In the following code I want to use pm.DensityDist. The parameter B, T, var is the known data which uploaded from directory.
where
B is a 2D matrix
T is 1D array
var is 1D array.
mp or model is unknown parameter I want to estimate.
I have following questions:
- What value/parameter should I pass in “observed” of pm.DensityDist
- How can I make this code faster as the size of B and T is quite large.
pymc.version = ‘5.13.0’
with basic_model:
mp = pm.Normal("mp",mu=0, sigma=1, shape=N)
def logp(model, B, T, var):
NG=len(T)
data_cal = np.dot(B, model);
data_residuals= data_cal - T;
cov_m=1/(var)*np.identity(NG);
factor= -0.5 * np.dot(np.dot(data_residuals.T,covd),data_residuals)
return factor
loglike = pm.DensityDist('loglike', B, T, var, logp=logp, observed=?)
trace=pm.sample(100,progressbar=True)
Thank you!
First things off, the logp must be implemented with PyTensor variables and operations.
If you don’t know what observed
should be, it probably means you don’t have a typical random variable that is being observed. Instead you can use pm.Potential
with the logp (which still has to be defined with PyTensor variables and operations)
Before continuing with either approach, is there a generative model that you can define instead with pure PyMC building blocks? This looks like some sort of linear regression?
Thank you for your kind reply.
Yes, you are right. This is like a linear regression. I have the matrix B and need to find some coefficients (a: 1D array) which can fit the the “T” by minimizing error ||T - B*a||.
I am new to pymc just trying to learn how can I solve this problem effectively. Kindly suggest if there is another method for this particular problem within the Bayesian framework which I can use.
Thank you!
I suggest browsing :
This is the most beginner one: GLM: Linear regression — PyMC 5.13.1 documentation
You’ll notice none of those examples implement CustomDist, they always use PyMC building blocks. That’s definitely what we would recommend for 99.999% of users and 100% of beginner ones
Thank you for your suggestion. Following one of the example, I have wrote the following code:
with basic_model:
# Priors for the parameters
mp = pm.Normal("mp",mu=0, sigma=1, shape=N)
# Define linear model
y_est = pt.tensor.dot(B,mp)
# Define Normal likelihood
pm.Normal("y", mu=y_est, sigma=cov_data, observed=T)
with basic_model:
trc_ols = pm.sample(
tune=5000,
draws=500,
chains=4,
cores=4,
init="advi+adapt_diag",
n_init=50000,
)
The size of B is 18965X1625.
cov_data is the measurement errors of T.
I have a decent computer and code is showing me more than 6 hours to complete. is it normal for this size of data? Can you please suggest where can I improve it? Just to begin with.

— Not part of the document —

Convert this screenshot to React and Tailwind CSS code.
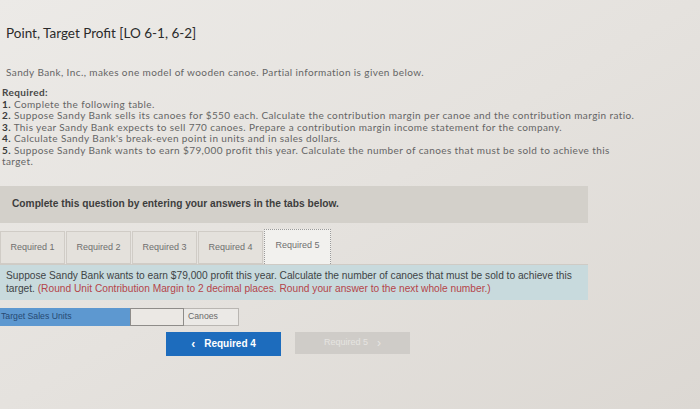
import React from "react";

const tabs = ["Required 1", "Required 2", "Required 3", "Required 4", "Required 5"];

export default function App() {
  const body = { fontFamily: "Lato, 'Open Sans', sans-serif" };
  const tahoma = { fontFamily: "'Liberation Sans', Arial, sans-serif" };

  return (
    <div className="w-[700px] h-[409px] overflow-hidden bg-linear-to-br from-[#eceae7] via-[#e5e2de] to-[#dcd8d3] text-[#656565]" style={body}>
      <div className="pt-[24px] pl-[6px]">
        <h1 className="text-[13.5px] leading-[18px] text-[#2b2b2b]">Point, Target Profit [LO 6-1, 6-2]</h1>
      </div>

      <p className="mt-[24px] pl-[6px] text-[10px] tracking-[0.4px] leading-[12px]">
        Sandy Bank, Inc., makes one model of wooden canoe. Partial information is given below.
      </p>

      <div className="mt-[9px] w-[642px] text-[10px] tracking-[0.4px] leading-[11.5px]">
        <p className="pl-[2px] font-bold text-[#474747]">Required:</p>
        <p className="pl-[2px]"><b className="text-[#3a3a3a]">1.</b> Complete the following table.</p>
        <p className="pl-[2px]"><b className="text-[#3a3a3a]">2.</b> Suppose Sandy Bank sells its canoes for $550 each. Calculate the contribution margin per canoe and the contribution margin ratio.</p>
        <p className="pl-[2px]"><b className="text-[#3a3a3a]">3.</b> This year Sandy Bank expects to sell 770 canoes. Prepare a contribution margin income statement for the company.</p>
        <p className="pl-[2px]"><b className="text-[#3a3a3a]">4.</b> Calculate Sandy Bank's break-even point in units and in sales dollars.</p>
        <p className="pl-[2px] pr-[20px]"><b className="text-[#3a3a3a]">5.</b> Suppose Sandy Bank wants to earn $79,000 profit this year. Calculate the number of canoes that must be sold to achieve this target.</p>
      </div>

      <div className="w-[588px]">
        <div className="mt-[18px] h-[37px] bg-[#d3d0ca] flex items-center pl-[12px]">
          <p className="text-[10.2px] font-bold text-[#3d3d3d]" style={tahoma}>
            Complete this question by entering your answers in the tabs below.
          </p>
        </div>

        <div className="mt-[7px] h-[35px] flex items-end border-b border-[#cfcbc5]" style={tahoma}>
          {tabs.map((t, i) =>
            i === 4 ? (
              <div key={t} className="w-[67px] h-[35px] bg-[#f2f1ee] border border-dotted border-[#9a9a9a] border-b-0 flex items-center justify-center pb-[1px] text-[9px] text-[#6f6f6f]">
                {t}
              </div>
            ) : (
              <div key={t} className="w-[65px] h-[33px] mr-[1px] bg-[#e4e1dc] border border-[#d0ccc6] flex items-center justify-center pt-[2px] text-[9px] text-[#6f6f6f]">
                {t}
              </div>
            )
          )}
        </div>

        <div className="h-[35px] bg-[#c8dadd] px-[6px] pt-[4px] text-[10.2px] leading-[13px] text-[#3e4446]" style={tahoma}>
          Suppose Sandy Bank wants to earn $79,000 profit this year. Calculate the number of canoes that must be sold to achieve this target. <span className="text-[#b5454a]">(Round Unit Contribution Margin to 2 decimal places. Round your answer to the next whole number.)</span>
        </div>
      </div>

      <div className="mt-[8px] flex h-[18px] text-[8.7px]" style={tahoma}>
        <div className="w-[130px] bg-[#5d98d0] text-[#274a73] flex items-center pl-[1px]">Target Sales Units</div>
        <div className="w-[54px] bg-[#ebe8e4] border border-[#8e8c89]"></div>
        <div className="w-[55px] bg-[#ebe9e6] border border-[#b9b6b2] border-l-0 flex items-center pl-[4px] text-[#6a6a6a]">Canoes</div>
      </div>

      <div className="mt-[6px] flex pl-[166px] gap-[14px]" style={tahoma}>
        <button className="w-[115px] h-[24px] bg-[#1d6cbd] text-white text-[10px] font-bold flex items-center justify-center gap-[9px]">
          <span className="text-[12px]">‹</span> Required 4
        </button>
        <button className="w-[115px] h-[22px] bg-[#cfccc8] text-[#e6e4e1] text-[9px] flex items-center justify-center gap-[9px]">
          Required 5 <span className="text-[12px]">›</span>
        </button>
      </div>
    </div>
  );
}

This is my last question regarding this post.
Thank you
1.6k features? That’s quite a lot. Probably a lot of redundancy in there?

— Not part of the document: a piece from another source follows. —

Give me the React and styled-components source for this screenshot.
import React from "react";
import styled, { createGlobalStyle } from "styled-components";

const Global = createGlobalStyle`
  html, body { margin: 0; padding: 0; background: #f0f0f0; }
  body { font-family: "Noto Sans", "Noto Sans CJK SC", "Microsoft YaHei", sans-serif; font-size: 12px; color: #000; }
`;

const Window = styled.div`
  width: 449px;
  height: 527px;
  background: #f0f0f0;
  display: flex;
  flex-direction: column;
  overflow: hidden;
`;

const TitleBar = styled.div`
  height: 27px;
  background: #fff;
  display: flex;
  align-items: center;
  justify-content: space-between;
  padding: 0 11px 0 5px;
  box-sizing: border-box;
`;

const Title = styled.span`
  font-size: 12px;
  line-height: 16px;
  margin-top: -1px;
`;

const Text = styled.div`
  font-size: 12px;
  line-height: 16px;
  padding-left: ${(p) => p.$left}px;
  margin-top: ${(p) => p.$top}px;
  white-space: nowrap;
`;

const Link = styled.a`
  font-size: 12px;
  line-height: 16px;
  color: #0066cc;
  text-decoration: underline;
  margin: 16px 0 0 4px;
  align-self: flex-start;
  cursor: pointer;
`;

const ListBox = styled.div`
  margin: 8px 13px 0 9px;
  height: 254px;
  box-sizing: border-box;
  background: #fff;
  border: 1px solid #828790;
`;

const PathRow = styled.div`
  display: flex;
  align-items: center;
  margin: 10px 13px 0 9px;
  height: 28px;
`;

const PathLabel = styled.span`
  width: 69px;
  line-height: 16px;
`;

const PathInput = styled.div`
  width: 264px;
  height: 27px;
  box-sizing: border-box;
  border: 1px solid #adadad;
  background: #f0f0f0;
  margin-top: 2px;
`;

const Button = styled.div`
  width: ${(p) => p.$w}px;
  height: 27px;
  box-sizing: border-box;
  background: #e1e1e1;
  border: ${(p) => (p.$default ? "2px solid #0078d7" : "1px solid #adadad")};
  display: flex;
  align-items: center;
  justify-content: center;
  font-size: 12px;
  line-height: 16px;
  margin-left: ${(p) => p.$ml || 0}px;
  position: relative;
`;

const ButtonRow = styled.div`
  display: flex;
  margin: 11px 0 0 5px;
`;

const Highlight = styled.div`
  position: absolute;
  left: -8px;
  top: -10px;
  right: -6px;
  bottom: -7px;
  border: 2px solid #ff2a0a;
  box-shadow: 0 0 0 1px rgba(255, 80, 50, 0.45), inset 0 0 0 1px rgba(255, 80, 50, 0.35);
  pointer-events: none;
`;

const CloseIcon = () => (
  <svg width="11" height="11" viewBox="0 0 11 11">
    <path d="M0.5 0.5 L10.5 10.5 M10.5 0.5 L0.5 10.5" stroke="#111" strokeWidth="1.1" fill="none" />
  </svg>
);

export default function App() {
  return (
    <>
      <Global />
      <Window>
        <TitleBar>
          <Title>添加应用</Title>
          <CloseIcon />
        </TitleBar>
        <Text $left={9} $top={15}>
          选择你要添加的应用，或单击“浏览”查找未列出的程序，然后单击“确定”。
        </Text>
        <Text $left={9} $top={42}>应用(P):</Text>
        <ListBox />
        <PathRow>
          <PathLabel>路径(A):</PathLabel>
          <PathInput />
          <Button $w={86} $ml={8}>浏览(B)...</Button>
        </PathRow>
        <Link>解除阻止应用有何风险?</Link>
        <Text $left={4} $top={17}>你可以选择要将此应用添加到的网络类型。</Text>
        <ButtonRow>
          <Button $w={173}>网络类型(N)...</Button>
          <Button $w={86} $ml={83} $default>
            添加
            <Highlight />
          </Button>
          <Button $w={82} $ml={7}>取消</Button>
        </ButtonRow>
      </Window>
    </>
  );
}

You may need to do some feature engineering, or find more structured priors for mp
. Also are you sure about sigma
being fixed? That’s usually also inferred.
Besides that:
- Do you get a warning about blas when you import PyMC? If so you should reinstall using the official instructions: Installation — PyMC 5.13.1 documentation
- Do you have a CUDA GPU? Pick Numpyro as the sampler, so your GPU can crunch through that huge matmul: Faster Sampling with JAX and Numba — PyMC example gallery
1 Like
Thanks again for your reply.
-
Yes, I have variance of data which I want to use in likelihood function through Diagonal covariance matrix,
-
I have installed pymc following the documentation you suggested. After importing the following libraries I do get some warnings:
import pymc as pm
import arviz as az
import pandas as pd
basic_model = pm.Model()
import pytensor as pt
WARNING (pytensor.configdefaults): g++ not detected! PyTensor will be unable to compile C-implementations and will default to Python. Performance may be severely degraded. To remove this warning, set PyTensor flags cxx to an empty string.

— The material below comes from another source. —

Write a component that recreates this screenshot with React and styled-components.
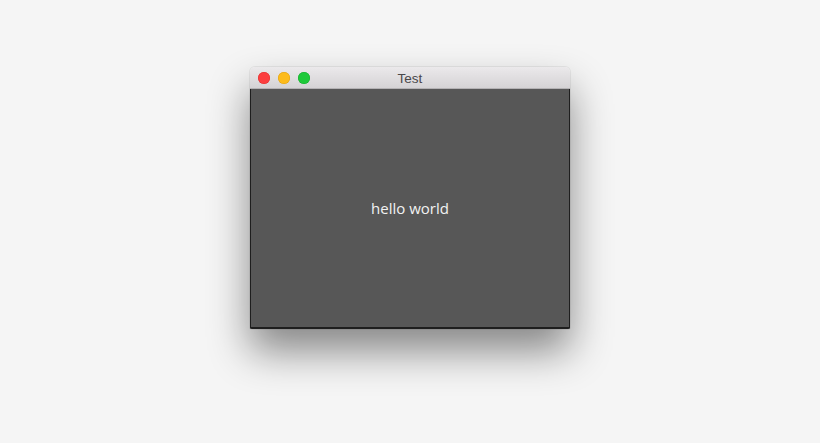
import React from 'react';
import styled, { createGlobalStyle } from 'styled-components';

const GlobalStyle = createGlobalStyle`
  html, body {
    margin: 0;
    padding: 0;
    background: #f5f5f5;
  }
  body {
    font-family: 'Open Sans', 'Liberation Sans', sans-serif;
  }
`;

const Page = styled.div`
  width: 820px;
  height: 443px;
  display: flex;
  justify-content: center;
  align-items: flex-start;
  padding-top: 67px;
  box-sizing: border-box;
`;

const Window = styled.div`
  width: 320px;
  height: 262px;
  display: flex;
  flex-direction: column;
  border-radius: 5px 5px 2px 2px;
  overflow: hidden;
  box-shadow: 0 22px 40px rgba(0, 0, 0, 0.45), 0 0 0 1px rgba(0, 0, 0, 0.06);
`;

const TitleBar = styled.div`
  position: relative;
  height: 22px;
  flex: none;
  display: flex;
  align-items: center;
  justify-content: center;
  background: linear-gradient(#ebe9eb, #d5d3d5);
  border-bottom: 1px solid #b4b2b4;
  box-sizing: border-box;
`;

const Lights = styled.div`
  position: absolute;
  left: 8px;
  top: 5px;
  display: flex;
  gap: 8px;
`;

const Light = styled.span`
  width: 12px;
  height: 12px;
  border-radius: 50%;
  background: ${(p) => p.color};
  box-shadow: inset 0 0 0 0.5px ${(p) => p.edge};
`;

const Title = styled.span`
  font-family: 'Liberation Sans', Arial, sans-serif;
  font-size: 13.5px;
  color: #4a484a;
  margin-top: 1px;
`;

const Body = styled.div`
  flex: 1;
  display: flex;
  align-items: center;
  justify-content: center;
  background: #575757;
  border: 1px solid #1e1e1e;
  border-top: none;
  border-bottom-width: 2px;
`;

const Hello = styled.span`
  font-size: 15px;
  color: #f2f2f2;
`;

export default function App() {
  return (
    <>
      <GlobalStyle />
      <Page>
        <Window>
          <TitleBar>
            <Lights>
              <Light color='#fc3e3f' edge='#e0302f' />
              <Light color='#fdbb1b' edge='#e0a010' />
              <Light color='#1ec93a' edge='#15ad2c' />
            </Lights>
            <Title>Test</Title>
          </TitleBar>
          <Body>
            <Hello>hello world</Hello>
          </Body>
        </Window>
      </Page>
    </>
  );
}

WARNING (pytensor.tensor.blas): Using NumPy C-API based implementation for BLAS functions.
- I have only workstation with capacity in attached file.
Thank you
Regards
You are not installing correctly, or are not linking to the right environment (if on a jupyter notebook). Those warnings shouldn’t be there, and indicate you will have significant slow down on models that rely mostly on matmul like yours.